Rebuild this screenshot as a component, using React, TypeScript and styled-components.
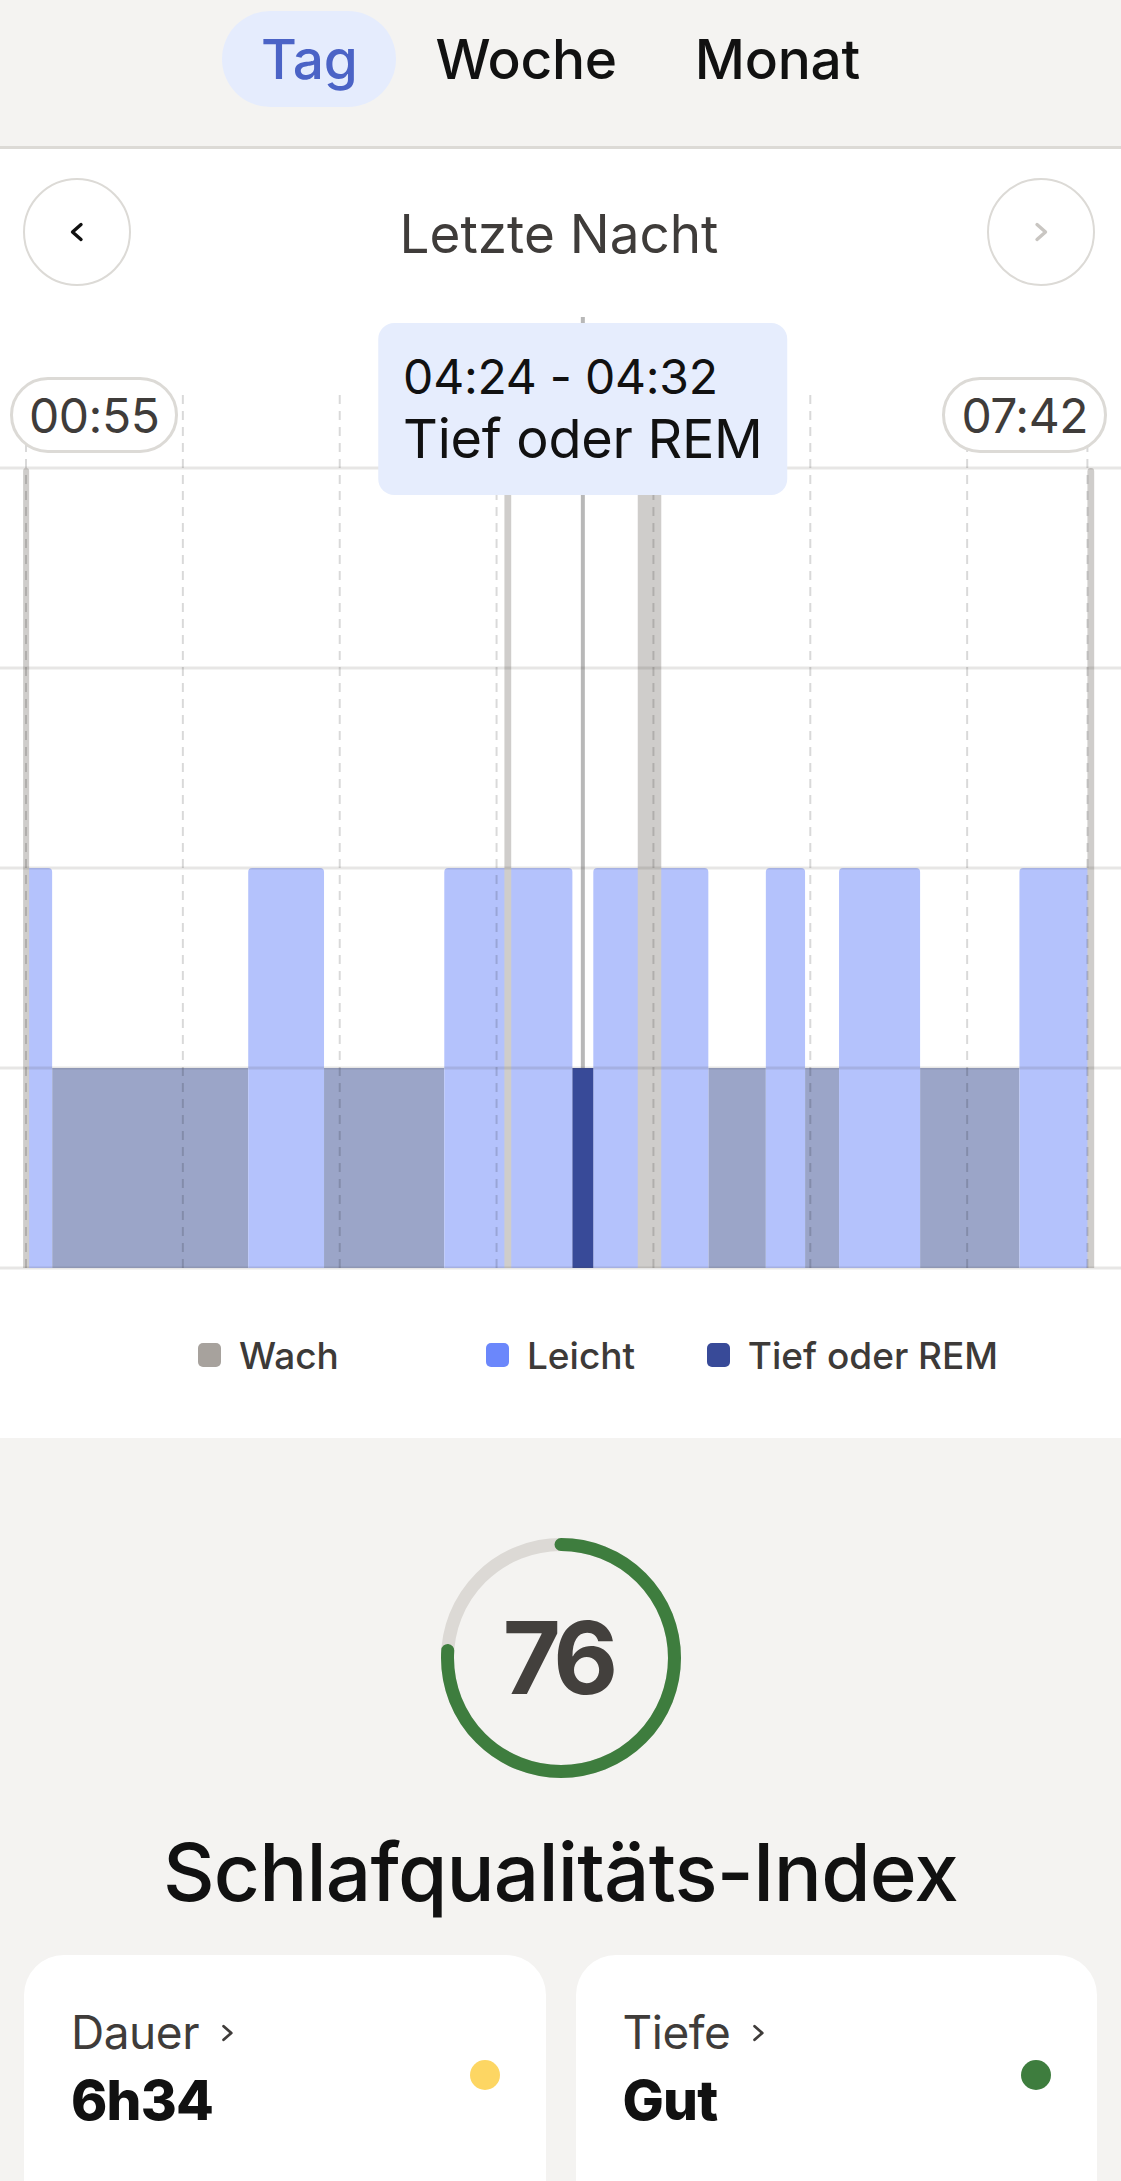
import styled, { createGlobalStyle } from 'styled-components'

const GlobalStyle = createGlobalStyle`
  html, body {
    margin: 0;
    padding: 0;
    overflow: hidden;
    background: #f4f3f1;
  }
  body {
    font-family: Inter, "Noto Sans", sans-serif;
    -webkit-font-smoothing: antialiased;
  }
  * { box-sizing: border-box; }
`

const palette = {
  ink: '#111111',
  text: '#3f3c3a',
  line: '#dcdad6',
  wach: '#a7a29d',
  leicht: '#6b87fb',
  tief: '#384a98',
  green: '#3e7d3e',
  yellow: '#fdd663',
}

// chart geometry (px inside the chart svg)
const chart = {
  width: 1121,
  height: 986,
  x0: 26,
  pxPerMin: 2.6143,
  wachTop: 182,
  leichtTop: 582,
  tiefTop: 782,
  bottom: 982,
  grid: [182, 382, 582, 782, 982],
}

const xAt = (min: number) => chart.x0 + min * chart.pxPerMin

type Stage = 'wach' | 'leicht' | 'tief'
type Segment = { stage: Stage; from: number; to: number; selected?: boolean }

// minutes since 00:55
const segments: Segment[] = [
  { stage: 'tief', from: 10, to: 85 },
  { stage: 'tief', from: 114, to: 160 },
  { stage: 'tief', from: 261, to: 283 },
  { stage: 'tief', from: 298, to: 311 },
  { stage: 'tief', from: 342, to: 380 },
  { stage: 'leicht', from: 0, to: 10 },
  { stage: 'leicht', from: 85, to: 114 },
  { stage: 'leicht', from: 160, to: 209 },
  { stage: 'leicht', from: 217, to: 261 },
  { stage: 'leicht', from: 283, to: 298 },
  { stage: 'leicht', from: 311, to: 342 },
  { stage: 'leicht', from: 380, to: 407 },
  { stage: 'tief', from: 209, to: 217, selected: true },
  { stage: 'wach', from: -1.1, to: 1.2 },
  { stage: 'wach', from: 183, to: 185.6 },
  { stage: 'wach', from: 234, to: 243 },
  { stage: 'wach', from: 406, to: 408.6 },
]

const fills: Record<Stage, string> = {
  wach: '#cfcdcb',
  leicht: '#b4c2fc',
  tief: '#9ba5c8',
}

const tops: Record<Stage, number> = {
  wach: chart.wachTop,
  leicht: chart.leichtTop,
  tief: chart.tiefTop,
}

const roundedTop = (x1: number, x2: number, top: number, bottom: number, r: number) =>
  `M${x1},${bottom} V${top + r} Q${x1},${top} ${x1 + r},${top} H${x2 - r} Q${x2},${top} ${x2},${top + r} V${bottom} Z`

const hourMarks = [0, 60, 120, 180, 240, 300, 360, 406]
const cursorMin = 213

/* ---------- header tabs ---------- */

const Tabs = styled.nav`
  display: flex;
  justify-content: center;
  align-items: flex-start;
  height: 149px;
  padding-top: 11px;
  background: #f4f3f1;
  border-bottom: 3px solid ${palette.line};
`

const Tab = styled.button<{ $active?: boolean }>`
  height: 96px;
  padding: 0 39px;
  border: 0;
  border-radius: 48px;
  background: ${(p) => (p.$active ? '#e5ecfd' : 'transparent')};
  color: ${(p) => (p.$active ? '#4b63c6' : palette.ink)};
  font-family: Inter, sans-serif;
  font-size: 55px;
  font-weight: 500;
  letter-spacing: -0.005em;
  line-height: 1;
  cursor: pointer;
`

/* ---------- chart card ---------- */

const ChartCard = styled.section`
  background: #ffffff;
  padding-top: 29px;
`

const NavRow = styled.div`
  display: flex;
  align-items: center;
  justify-content: space-between;
  padding: 0 26px 0 23px;
`

const RoundButton = styled.button<{ $disabled?: boolean }>`
  width: 108px;
  height: 108px;
  border-radius: 50%;
  border: 2.5px solid ${palette.line};
  background: #fff;
  display: flex;
  align-items: center;
  justify-content: center;
  padding: 0;
  color: ${(p) => (p.$disabled ? '#c9c6c2' : palette.ink)};
`

const NavTitle = styled.h2`
  margin: 4px 0 0;
  font-size: 53px;
  font-weight: 400;
  color: ${palette.text};
  letter-spacing: 0;
`

const ChartArea = styled.div`
  position: relative;
  height: ${chart.height}px;
`

const ChartSvg = styled.svg`
  display: block;
  width: 100%;
  height: 100%;
`

const TimePill = styled.div<{ $side: 'left' | 'right' }>`
  position: absolute;
  top: 91px;
  ${(p) => (p.$side === 'left' ? 'left: 10px;' : 'right: 14px;')}
  height: 76px;
  padding: 0 16px;
  border: 3px solid ${palette.line};
  border-radius: 38px;
  background: #fff;
  display: flex;
  align-items: center;
  font-size: 48px;
  color: ${palette.text};
  letter-spacing: -0.01em;
`

const Tooltip = styled.div`
  position: absolute;
  top: 37px;
  transform: translateX(-50%);
  padding: 23px 25px 25px 25px;
  background: #e6edfd;
  border-radius: 16px;
  color: ${palette.ink};
  white-space: nowrap;
`

const TooltipLine = styled.div<{ $size: number }>`
  font-size: ${(p) => p.$size}px;
  line-height: 62px;
  letter-spacing: -0.005em;
`

const Legend = styled.div`
  height: 166px;
  display: grid;
  grid-template-columns: repeat(3, 292px);
  justify-content: center;
  justify-items: center;
  align-items: center;
`

const LegendItem = styled.div`
  display: flex;
  align-items: center;
  gap: 18px;
  font-size: 37px;
  font-weight: 500;
  color: #3d3a38;
`

const Swatch = styled.span<{ $color: string }>`
  width: 23px;
  height: 24px;
  border-radius: 5px;
  background: ${(p) => p.$color};
`

/* ---------- score section ---------- */

const ScoreSection = styled.section`
  display: flex;
  flex-direction: column;
  align-items: center;
  padding-top: 100px;
`

const Ring = styled.div`
  position: relative;
  width: 240px;
  height: 240px;
  display: flex;
  align-items: center;
  justify-content: center;
`

const RingSvg = styled.svg`
  position: absolute;
  inset: 0;
`

const ScoreValue = styled.span`
  position: relative;
  font-size: 100px;
  font-weight: 700;
  letter-spacing: -0.06em;
  color: #43403d;
  line-height: 1;
  margin-left: -6px;
`

const ScoreTitle = styled.h1`
  margin: 46px 0 0;
  font-size: 80px;
  font-weight: 500;
  line-height: 96px;
  letter-spacing: -0.01em;
  color: ${palette.ink};
`

const Tiles = styled.div`
  align-self: stretch;
  display: grid;
  grid-template-columns: 1fr 1fr;
  gap: 30px;
  padding: 35px 24px 0;
`

const Tile = styled.div`
  background: #fff;
  border-radius: 40px;
  min-height: 280px;
  padding: 50px 46px 0 47px;
  display: flex;
  align-items: flex-start;
  justify-content: space-between;
`

const TileText = styled.div`
  display: flex;
  flex-direction: column;
`

const TileLabel = styled.div`
  display: flex;
  align-items: center;
  gap: 20px;
  font-size: 46px;
  line-height: 55px;
  color: ${palette.text};
  letter-spacing: -0.01em;
`

const TileValue = styled.div`
  margin-top: 7px;
  font-size: 55px;
  line-height: 66px;
  font-weight: 800;
  color: ${palette.ink};
  letter-spacing: -0.015em;
`

const Dot = styled.span<{ $color: string }>`
  width: 30px;
  height: 30px;
  margin-top: 55px;
  border-radius: 50%;
  background: ${(p) => p.$color};
`

function Chevron({ dir, size = 22, stroke = 3.4 }: { dir: 'left' | 'right'; size?: number; stroke?: number }) {
  const d = dir === 'left' ? 'M13 3.5 L4.5 11 L13 18.5' : 'M5 3.5 L13.5 11 L5 18.5'
  return (
    <svg width={size * 0.82} height={size} viewBox="0 0 18 22" fill="none">
      <path d={d} stroke="currentColor" strokeWidth={stroke} strokeLinecap="round" strokeLinejoin="round" />
    </svg>
  )
}

function SleepChart() {
  const cx = xAt(cursorMin)
  return (
    <ChartArea>
      <ChartSvg viewBox={`0 0 ${chart.width} ${chart.height}`} preserveAspectRatio="none">
        {segments.map((s, i) => {
          const x1 = xAt(s.from)
          const x2 = xAt(s.to)
          const top = tops[s.stage]
          if (s.stage === 'tief') {
            return (
              <rect
                key={i}
                x={x1}
                y={top}
                width={x2 - x1}
                height={chart.bottom - top}
                fill={s.selected ? palette.tief : fills.tief}
              />
            )
          }
          const r = Math.min(4, (x2 - x1) / 2)
          return <path key={i} d={roundedTop(x1, x2, top, chart.bottom, r)} fill={fills[s.stage]} />
        })}
        <line x1={cx} x2={cx} y1={31} y2={chart.tiefTop} stroke="#b8b8b8" strokeWidth={4} />
        {hourMarks.map((m) => (
          <line
            key={m}
            x1={xAt(m)}
            x2={xAt(m)}
            y1={109}
            y2={chart.bottom}
            stroke="rgba(0,0,0,0.15)"
            strokeWidth={2}
            strokeDasharray="9 7"
          />
        ))}
        {chart.grid.map((y) => (
          <line key={y} x1={0} x2={chart.width} y1={y} y2={y} stroke="rgba(60,50,40,0.12)" strokeWidth={3} />
        ))}
      </ChartSvg>
      <TimePill $side="left">00:55</TimePill>
      <TimePill $side="right">07:42</TimePill>
      <Tooltip style={{ left: cx }}>
        <TooltipLine $size={48}>04:24 - 04:32</TooltipLine>
        <TooltipLine $size={54}>Tief oder REM</TooltipLine>
      </Tooltip>
    </ChartArea>
  )
}

function ScoreRing({ value }: { value: number }) {
  const r = 113.5
  const c = 2 * Math.PI * r
  return (
    <Ring>
      <RingSvg width={240} height={240} viewBox="0 0 240 240">
        <circle cx={120} cy={120} r={r} fill="none" stroke="#dcd9d5" strokeWidth={13} />
        <circle
          cx={120}
          cy={120}
          r={r}
          fill="none"
          stroke={palette.green}
          strokeWidth={13}
          strokeLinecap="round"
          strokeDasharray={`${(c * value) / 100} ${c}`}
          transform="rotate(-90 120 120)"
        />
      </RingSvg>
      <ScoreValue>{value}</ScoreValue>
    </Ring>
  )
}

export default function App() {
  return (
    <>
      <GlobalStyle />
      <Tabs>
        <Tab $active>Tag</Tab>
        <Tab>Woche</Tab>
        <Tab>Monat</Tab>
      </Tabs>
      <ChartCard>
        <NavRow>
          <RoundButton aria-label="Zurück">
            <Chevron dir="left" />
          </RoundButton>
          <NavTitle>Letzte Nacht</NavTitle>
          <RoundButton $disabled aria-label="Weiter">
            <Chevron dir="right" />
          </RoundButton>
        </NavRow>
        <SleepChart />
        <Legend>
          <LegendItem>
            <Swatch $color={palette.wach} />
            Wach
          </LegendItem>
          <LegendItem>
            <Swatch $color={palette.leicht} />
            Leicht
          </LegendItem>
          <LegendItem>
            <Swatch $color={palette.tief} />
            Tief oder REM
          </LegendItem>
        </Legend>
      </ChartCard>
      <ScoreSection>
        <ScoreRing value={76} />
        <ScoreTitle>Schlafqualitäts-Index</ScoreTitle>
        <Tiles>
          <Tile>
            <TileText>
              <TileLabel>
                Dauer
                <Chevron dir="right" size={20} stroke={3} />
              </TileLabel>
              <TileValue>6h34</TileValue>
            </TileText>
            <Dot $color={palette.yellow} />
          </Tile>
          <Tile>
            <TileText>
              <TileLabel>
                Tiefe
                <Chevron dir="right" size={20} stroke={3} />
              </TileLabel>
              <TileValue>Gut</TileValue>
            </TileText>
            <Dot $color={palette.green} />
          </Tile>
        </Tiles>
      </ScoreSection>
    </>
  )
}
───
## [SET EXERCISE]
Scan the listing above. Collect all lines with the word "components".

## [CORRECT OUTPUT]
Rebuild this screenshot as a component, using React, TypeScript and styled-components.
import styled, { createGlobalStyle } from 'styled-components'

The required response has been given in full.